Not because she wanted the legacy attached to the name, but because she understood what it was supposed to mean. Hawkeye was never about powers. It was about showing up anyway. About standing shoulder to shoulder with gods, super soldiers, aliens, and enhanced beings while being painfully, stubbornly human.
And Kate is human in every sense of the word.
No serum. No magic. No cosmic destiny waiting for her in the stars. Just instinct, skill, bruised knuckles, impossible aim, and the kind of determination that borders on self-destructive if you stare at it too long.
Joining the Young Avengers felt less like joining a team and more like finally finding people who understood her instinctively. They became family before she even realized it was happening.
She challenged Eli constantly, partially because she respected him enough to know he could handle it. She dragged Tommy into terrible decisions and let him paint her nails before missions because apparently near-death experiences are more fun with chipped black polish. Billy became her favorite source of gossip and emotional intelligence, which honestly says more about the rest of the team than it does about him. And America Chavez? Kate clocked her immediately as someone carrying the weight of entire worlds on her shoulders and refused to let her walk away from people willing to stand beside her.
Somehow, between world-ending threats, injuries, arguments, and late-night takeout in common room kitchens, they became hers.
That’s what eventually brought Kate to the Elias Avengers Academy dorms.
Not because she needed the training.
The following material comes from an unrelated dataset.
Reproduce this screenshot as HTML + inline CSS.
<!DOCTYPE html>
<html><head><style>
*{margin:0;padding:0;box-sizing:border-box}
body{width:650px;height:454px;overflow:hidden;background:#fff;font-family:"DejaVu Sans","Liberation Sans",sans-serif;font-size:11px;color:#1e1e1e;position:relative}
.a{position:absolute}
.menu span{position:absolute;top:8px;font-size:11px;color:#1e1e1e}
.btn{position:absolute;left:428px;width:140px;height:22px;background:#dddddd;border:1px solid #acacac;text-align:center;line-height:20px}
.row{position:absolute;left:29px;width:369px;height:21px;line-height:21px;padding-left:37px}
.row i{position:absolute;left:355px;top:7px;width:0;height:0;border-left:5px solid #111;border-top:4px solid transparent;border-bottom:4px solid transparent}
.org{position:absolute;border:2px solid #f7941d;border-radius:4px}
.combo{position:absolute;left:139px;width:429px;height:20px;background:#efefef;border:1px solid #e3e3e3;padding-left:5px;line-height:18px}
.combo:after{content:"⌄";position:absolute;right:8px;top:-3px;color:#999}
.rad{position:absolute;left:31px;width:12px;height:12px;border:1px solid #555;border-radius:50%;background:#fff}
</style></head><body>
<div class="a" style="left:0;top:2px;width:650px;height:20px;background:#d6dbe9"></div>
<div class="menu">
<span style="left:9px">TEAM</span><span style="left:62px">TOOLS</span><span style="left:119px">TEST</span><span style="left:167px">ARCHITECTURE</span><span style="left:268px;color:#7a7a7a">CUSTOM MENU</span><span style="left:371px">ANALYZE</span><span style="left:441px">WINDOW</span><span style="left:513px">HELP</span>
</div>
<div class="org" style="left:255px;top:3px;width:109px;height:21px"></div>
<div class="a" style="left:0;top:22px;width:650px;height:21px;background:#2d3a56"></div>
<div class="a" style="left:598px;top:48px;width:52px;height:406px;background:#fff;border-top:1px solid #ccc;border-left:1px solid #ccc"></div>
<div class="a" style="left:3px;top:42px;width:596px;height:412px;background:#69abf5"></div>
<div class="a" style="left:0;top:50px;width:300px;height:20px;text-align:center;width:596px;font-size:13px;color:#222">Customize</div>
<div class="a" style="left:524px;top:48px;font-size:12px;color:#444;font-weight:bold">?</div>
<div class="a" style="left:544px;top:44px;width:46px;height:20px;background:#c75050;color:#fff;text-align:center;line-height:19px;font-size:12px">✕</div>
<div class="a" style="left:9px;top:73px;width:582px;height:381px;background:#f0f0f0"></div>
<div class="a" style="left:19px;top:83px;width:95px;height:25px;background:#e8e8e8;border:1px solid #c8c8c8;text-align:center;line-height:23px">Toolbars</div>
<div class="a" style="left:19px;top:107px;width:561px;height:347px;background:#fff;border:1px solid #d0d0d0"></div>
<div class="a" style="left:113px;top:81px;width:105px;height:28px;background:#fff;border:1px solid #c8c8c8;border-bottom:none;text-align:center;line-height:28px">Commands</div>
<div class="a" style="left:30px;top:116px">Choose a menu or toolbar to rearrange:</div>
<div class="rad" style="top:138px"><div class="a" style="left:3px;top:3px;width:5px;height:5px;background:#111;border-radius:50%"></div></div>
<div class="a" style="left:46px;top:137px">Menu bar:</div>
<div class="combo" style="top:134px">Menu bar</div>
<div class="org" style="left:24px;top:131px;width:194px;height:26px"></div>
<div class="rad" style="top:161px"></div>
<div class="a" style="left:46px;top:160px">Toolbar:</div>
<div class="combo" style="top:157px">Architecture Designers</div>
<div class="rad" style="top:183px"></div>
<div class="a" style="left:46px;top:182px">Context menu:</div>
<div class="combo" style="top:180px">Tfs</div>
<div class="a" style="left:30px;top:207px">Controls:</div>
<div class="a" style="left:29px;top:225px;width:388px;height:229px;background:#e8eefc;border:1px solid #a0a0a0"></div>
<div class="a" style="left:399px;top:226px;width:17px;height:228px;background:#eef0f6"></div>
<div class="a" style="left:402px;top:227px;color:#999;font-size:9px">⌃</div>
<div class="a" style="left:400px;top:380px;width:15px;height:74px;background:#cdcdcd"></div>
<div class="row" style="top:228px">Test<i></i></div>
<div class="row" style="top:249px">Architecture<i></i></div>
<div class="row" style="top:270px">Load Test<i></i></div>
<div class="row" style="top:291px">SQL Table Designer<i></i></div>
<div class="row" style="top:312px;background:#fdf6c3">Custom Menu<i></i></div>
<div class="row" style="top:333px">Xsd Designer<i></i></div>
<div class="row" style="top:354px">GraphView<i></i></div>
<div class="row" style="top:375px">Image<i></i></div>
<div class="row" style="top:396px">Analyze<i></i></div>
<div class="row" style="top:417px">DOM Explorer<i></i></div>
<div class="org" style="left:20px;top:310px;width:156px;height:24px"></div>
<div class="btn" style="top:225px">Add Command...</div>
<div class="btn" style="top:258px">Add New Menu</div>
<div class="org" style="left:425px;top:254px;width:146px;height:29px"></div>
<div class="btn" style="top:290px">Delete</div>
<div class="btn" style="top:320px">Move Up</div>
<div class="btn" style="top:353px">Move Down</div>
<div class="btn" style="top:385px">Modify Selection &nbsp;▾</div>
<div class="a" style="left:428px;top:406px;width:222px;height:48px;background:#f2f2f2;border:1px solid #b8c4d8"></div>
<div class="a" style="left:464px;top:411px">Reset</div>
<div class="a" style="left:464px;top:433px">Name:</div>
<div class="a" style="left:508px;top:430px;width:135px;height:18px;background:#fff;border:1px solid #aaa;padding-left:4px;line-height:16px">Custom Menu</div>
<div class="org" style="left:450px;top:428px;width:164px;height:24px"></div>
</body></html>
Not because she wanted structure. And definitely not because she missed communal living. But because for the first time in her life, she had something that felt real. Something she chose for herself.
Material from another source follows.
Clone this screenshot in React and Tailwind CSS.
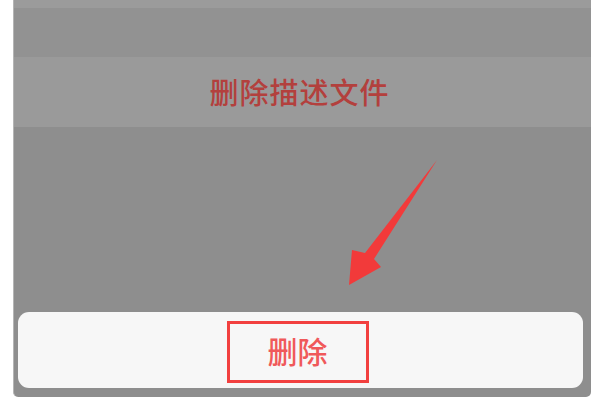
import React from 'react';

const cjk = { fontFamily: '"Noto Sans CJK SC", "Noto Sans", sans-serif' };

const Arrow = () => (
    <svg className="absolute inset-0 pointer-events-none" width="600" height="400" viewBox="0 0 600 400">
        <polygon
            points="437,160 374,259 381,267 349,285 352,250 365,253"
            fill="#f23a3a"
        />
    </svg>
);

export default function App() {
    return (
        <div className="relative w-[600px] h-[400px] bg-white overflow-hidden" style={cjk}>
            <div className="ml-[13px] w-[578px] h-[397px] bg-[#8e8e8e] rounded-b-[5px] border-l border-[#b5b5b5] flex flex-col">
                <div className="h-[8px] bg-[#9b9b9b]" />
                <div className="h-[49px] bg-[#929292]" />
                <div className="h-[70px] bg-[#9a9a9a] flex items-center justify-center">
                    <span className="text-[29px] leading-none font-medium tracking-[1px] text-[#b3403d] ml-[-6px] mt-[-2px]">删除描述文件</span>
                </div>
                <div className="flex-1" />
                <div className="ml-[4px] mr-[8px] mb-[9px] h-[76px] rounded-[11px] bg-[#f7f7f7] flex justify-center pt-[9px]">
                    <div className="w-[142px] h-[62px] mr-[6px] border-[3px] border-[#f2403f] flex items-center justify-center">
                        <span className="text-[30px] leading-none font-medium text-[#f0595a] mt-[-4px]">删除</span>
                    </div>
                </div>
            </div>
            <Arrow />
        </div>
    );
}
She traded penthouses for cramped dorm rooms without hesitation. Exchanged galas for patrols. Designer heels for combat boots left abandoned beside someone else’s door at three in the morning after a mission ran too long.
And honestly?
Kate’s never been particularly interested in normal anyway.
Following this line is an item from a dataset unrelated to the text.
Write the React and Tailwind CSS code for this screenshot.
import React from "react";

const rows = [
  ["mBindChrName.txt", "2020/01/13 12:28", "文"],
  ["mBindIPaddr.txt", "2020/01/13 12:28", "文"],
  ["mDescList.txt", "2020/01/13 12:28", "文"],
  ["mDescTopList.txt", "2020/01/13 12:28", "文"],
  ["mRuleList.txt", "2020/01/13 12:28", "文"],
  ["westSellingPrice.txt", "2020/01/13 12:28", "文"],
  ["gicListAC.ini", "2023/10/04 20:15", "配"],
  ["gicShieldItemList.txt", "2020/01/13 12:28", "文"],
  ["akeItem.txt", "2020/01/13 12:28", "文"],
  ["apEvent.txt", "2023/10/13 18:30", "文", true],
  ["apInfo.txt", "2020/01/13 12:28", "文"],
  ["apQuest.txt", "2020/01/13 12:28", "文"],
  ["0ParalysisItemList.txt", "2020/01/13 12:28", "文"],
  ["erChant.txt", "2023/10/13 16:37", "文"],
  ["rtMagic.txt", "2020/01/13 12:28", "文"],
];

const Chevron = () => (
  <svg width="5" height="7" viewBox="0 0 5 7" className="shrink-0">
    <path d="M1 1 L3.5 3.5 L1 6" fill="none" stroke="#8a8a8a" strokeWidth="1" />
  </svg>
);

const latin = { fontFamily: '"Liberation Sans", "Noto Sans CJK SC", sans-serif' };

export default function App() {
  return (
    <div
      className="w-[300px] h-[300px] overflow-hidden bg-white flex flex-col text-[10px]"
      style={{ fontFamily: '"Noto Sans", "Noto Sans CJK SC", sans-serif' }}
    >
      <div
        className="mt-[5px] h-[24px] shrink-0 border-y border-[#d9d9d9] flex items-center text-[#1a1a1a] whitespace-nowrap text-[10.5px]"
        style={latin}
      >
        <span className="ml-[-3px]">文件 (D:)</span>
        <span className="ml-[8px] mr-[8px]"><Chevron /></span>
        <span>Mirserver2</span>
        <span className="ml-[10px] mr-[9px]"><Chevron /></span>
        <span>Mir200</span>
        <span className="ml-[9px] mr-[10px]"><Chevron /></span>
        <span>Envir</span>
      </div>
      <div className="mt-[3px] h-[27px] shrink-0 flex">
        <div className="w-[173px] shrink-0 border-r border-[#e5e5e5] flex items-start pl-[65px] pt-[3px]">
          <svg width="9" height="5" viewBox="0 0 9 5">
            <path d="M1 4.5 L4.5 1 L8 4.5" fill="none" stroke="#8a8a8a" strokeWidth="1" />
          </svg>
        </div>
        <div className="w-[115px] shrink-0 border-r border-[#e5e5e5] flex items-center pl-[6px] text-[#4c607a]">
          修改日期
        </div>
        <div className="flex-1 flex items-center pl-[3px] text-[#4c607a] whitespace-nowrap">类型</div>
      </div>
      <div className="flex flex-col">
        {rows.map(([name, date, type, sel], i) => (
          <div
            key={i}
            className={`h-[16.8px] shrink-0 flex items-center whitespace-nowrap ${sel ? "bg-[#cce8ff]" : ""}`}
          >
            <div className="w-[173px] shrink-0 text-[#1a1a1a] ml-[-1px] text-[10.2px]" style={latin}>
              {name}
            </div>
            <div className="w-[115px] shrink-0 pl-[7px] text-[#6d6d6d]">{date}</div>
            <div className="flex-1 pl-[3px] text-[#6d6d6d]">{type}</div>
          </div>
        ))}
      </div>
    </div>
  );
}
These days, she’s usually found somewhere between disaster and leadership: patching people up after fights, arguing with authority figures, making bad jokes in life-threatening situations, or pretending she doesn’t care too much about the people around her when she absolutely does.
Because underneath the sarcasm, confidence, and expertly curated chaos, Kate Bishop wants one thing more than anything else:
To matter.
To protect people.
To make sure nobody else has to feel powerless if she can help it.
And if the world keeps getting stranger around Elias; if magic bleeds into the streets, monsters crawl out of the Underland, and every other week feels one bad decision away from catastrophe, then fine.
Kate’s still going to show up.
Bow in hand. Probably late. Definitely armed.
" All I did was try my best This the kind of thanks I get? "
Kate has the kind of personality that feels effortless until you look closer. Confident, quick-witted, and impossible to intimidate, she moves through the world with the energy of someone who’s already decided she can handle whatever gets thrown at her, even when she absolutely cannot. Humor is her first language and emotional avoidance is a close second, meaning most of her affection comes disguised as sarcasm, bad ideas, or showing up for people before they ever have to ask.
Growing up wealthy gave Kate polish, but it never made her shallow. She’s observant to a fault, fiercely loyal, and far more emotionally intelligent than she lets people realize. Beneath the bravado is someone constantly trying to prove that being human is enough in a world full of gods, monsters, and people born extraordinary. She doesn’t have powers, but she makes up for it with relentless determination, sharp instincts, and a refusal to back down once she’s decided something matters.
Kate is reckless in the way only deeply caring people can be. The type to throw herself into danger without hesitation, patch everyone else up first, and joke through situations that should realistically terrify her. She challenges authority instinctively, gets attached too quickly while pretending she doesn’t, and carries the weight of responsibility with enough sarcasm to make it look lighter than it is.
At her core, Kate Bishop is all sharp edges wrapped in charm: equal parts disaster and leader, emotionally guarded but deeply devoted, trying very hard to make the world better while pretending she’s way less affected by it than she actually is.
" And God, I don't even know where to start... "
Kate will absolutely act like she “doesn’t care” while already having memorized everything about you, including your favorite snack, your stress habits, and your worst coping mechanisms.
She pretends she’s bad at feelings, but she is actually terrifyingly good at reading a room. She just refuses to announce it out loud.
If she likes you, she will insult you more. This is not optional. It is a love language and also a warning system.
She is incapable of entering a room quietly. Even when she tries, she somehow radiates “I might cause problems here” energy.
Kate keeps way too many emergency supplies on her at all times (bandages, snacks, random tools, probably three different kinds of pens) and insists it’s “normal behavior.”
She has a 100% success rate of saying the wrong thing at the worst possible moment, followed immediately by somehow fixing it with charm or audacity.
She will pick fights with people who are objectively more powerful than her purely because she believes tone matters and they “started it emotionally.”
Despite her confidence, she rereads texts before sending them like it’s a tactical operation.
She is extremely competitive about everything. Games, arguments, missions, trivia nights; if there’s a scoreboard, she is trying to win it.
She pretends she’s above sentimentality, but keeps little physical reminders of people she cares about (tickets, notes, useless trinkets) and would rather die than admit it.
Kate is a “walk it off” person until someone else is hurt, at which point she becomes aggressively overprotective and suddenly knows first aid she absolutely refuses to explain where she learned.
She gives leadership energy without ever formally asking for leadership, and then acts annoyed when people naturally start listening to her.
She is deeply allergic to asking for help, but will show up uninvited to help everyone else without hesitation.
If she trusts you, she will immediately start making your problems her problems and then pretend that was your idea.
Kate Bishop does not do subtle emotions. Everything is either a joke, a crisis, or both at the same time.